Capital and Financial Account
Continued favorable economic developments during the first nine months of 2007 as well as a strong economic outlook bolstered investor confidence and encouraged more capital flows into the economy. The capital and financial account reversed to a net inflow of US$3.2 billion from a net outflow of US$1.0 billion in the comparable period last year as the other investment account yielded a net inflow of US$1.7 billion (from a net outflow of US$4.5 billion) and as net inflows of portfolio investment grew by close to 44 percent to US$2.8 billion.

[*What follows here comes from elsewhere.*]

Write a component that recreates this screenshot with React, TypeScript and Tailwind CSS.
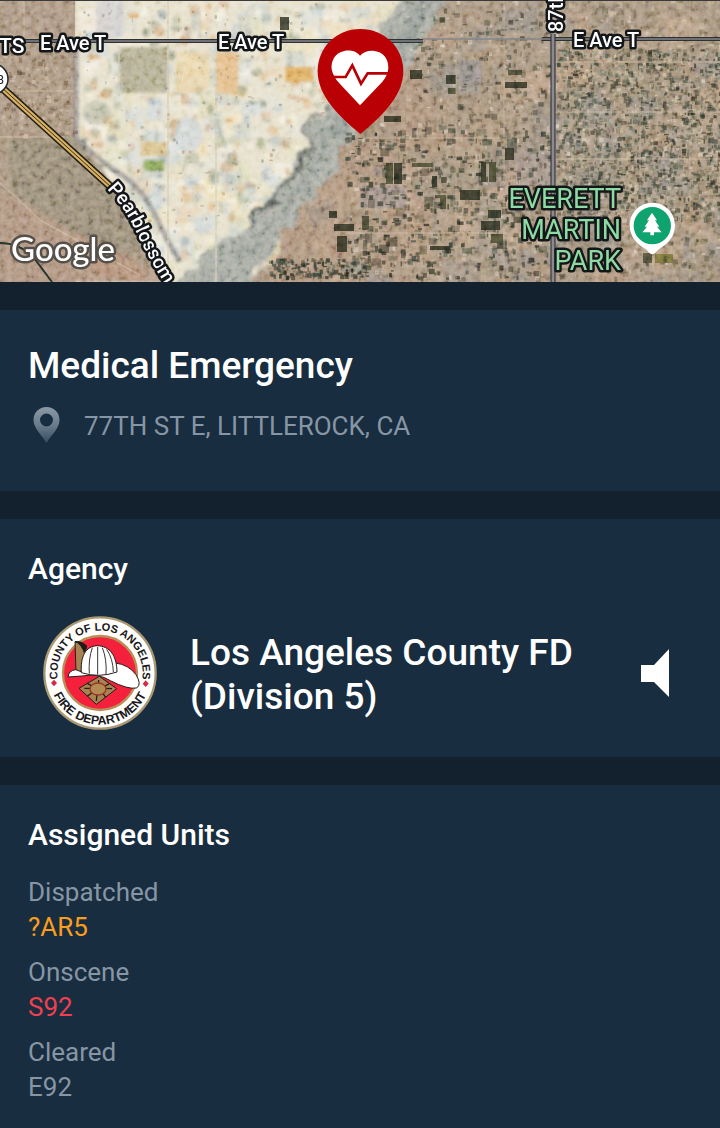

The other investment account yielded a net inflow of US$1.7 billion for the first nine months of 2007, a reversal of the net outflow of US$4.5 billion same period a year ago. Largely contributing to this development were: a) the disbursements of program loans to the NG from official creditors (i.e., US$250 million Development Policy Loan from the World Bank; US$250 million Policy Support Loan from the ADB; and US$295 million Power Sector Development Loan from the Japan Bank for International Cooperation); b) net availment of loans by corporates (US$2.2 billion) and banks (US$477 million); and c) higher net currency and deposit placements of non-residents (US$136 million). Meanwhile, the portfolio investment account posted a net inflow of US$2.8 billion for January-September 2007, 43.8 percent higher than the level of US$2.0 billion registered last year. This development was largey attributed to: a) lower net placements of residents abroad (US$880 million from US$1.7 billion last year), particularly in money market instruments; and b) higher net inflows from placements by non-residents in equity securities of private corporations (US$3.3 billion from US$1.4 billion). On the other hand, the direct investment account recorded a net outflow of US$1.2 billion (from a net inflow of US$1.5 billion) mainly due to: a) higher residents’ net equity capital placement abroad following the acquisition of shares of a foreign power company (US$3.0 billion); and b) repayment of intercompany loans of local subsidiaries to their mother companies abroad.